The tone of the episode is nearly as much all over the place as its focus is. Big chunks of the episode are clearly intended to be humorous, and indeed, it can generate some laughs; the pigeon/chicken-head dance in particular is just so odd that it's hard not to laugh at it. Ito's attempts to convince others that she doesn't have a pet (which isn't allowed) also get amusingly strange, too. In other places, though, it takes itself quite a bit more seriously, such as in Yuta's flashbacks about early interactions with Ito or the “Harakiri List” business at the end. Mixed in with those are the bits of fan service, such as the occasional panty shots and the whole business with the breast-shaped pudding, and an enormous wealth of off-kilter visual detail; exactly why does Chichibu have a life-sized statue/mannequin of a man (which can vaguely be seen behind the pigeon-head Meika in the screen shot) standing, dressed immaculately, in her apartment, for instance? And why do two Korai House members just happen to have pigeon and chicken head masks, respectively? The names of various characters are apparently also complex puns, but I don't know enough Japanese to explain them properly.
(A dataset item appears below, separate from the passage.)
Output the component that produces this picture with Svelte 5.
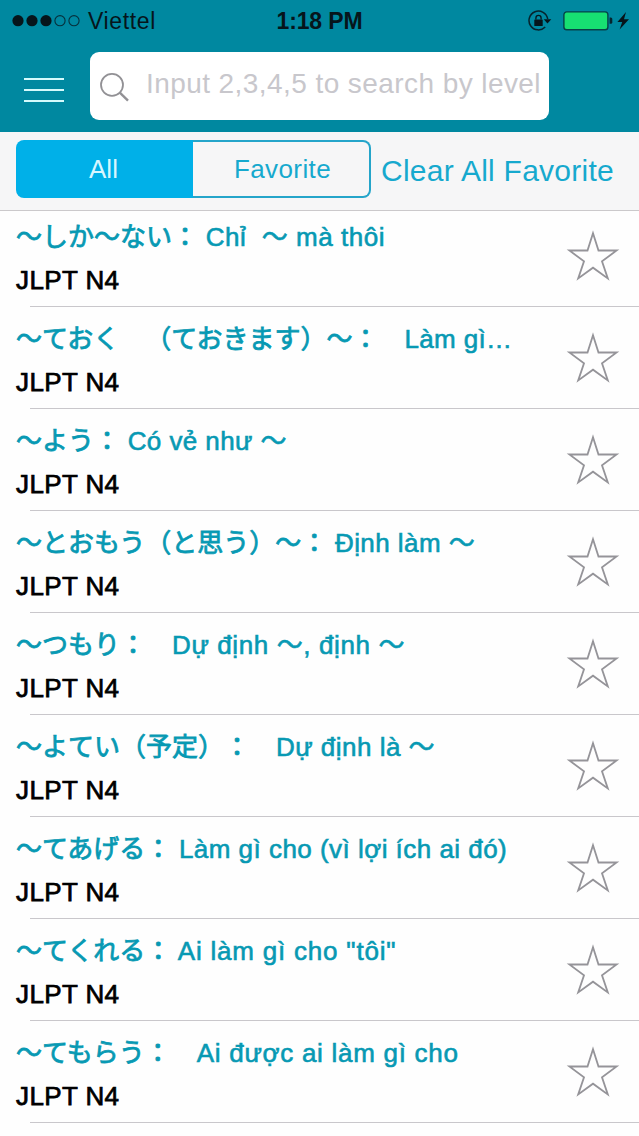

I am inclined to think that driving viewers batty with these kind of details is the point, and certainly the series' eclecticism helps it stand out; nothing else this season really resembles Punch Line. How carefully calculated this all is, or whether this is just a “throw it all out and see what sticks” approach, remains to be seen, although these two episodes do give a sense akin to sorting out the pieces of a puzzle box whose contents have just been dumped on the table. The artwork is pretty sharp and the characterizations are already starting to flesh out, so it definitely has the tools it needs, but I am going to stay conservative on grading this one until we get a better indication of what it actually is trying to do.

Rating: B-

Punch Line is currently streaming on Crunchyroll.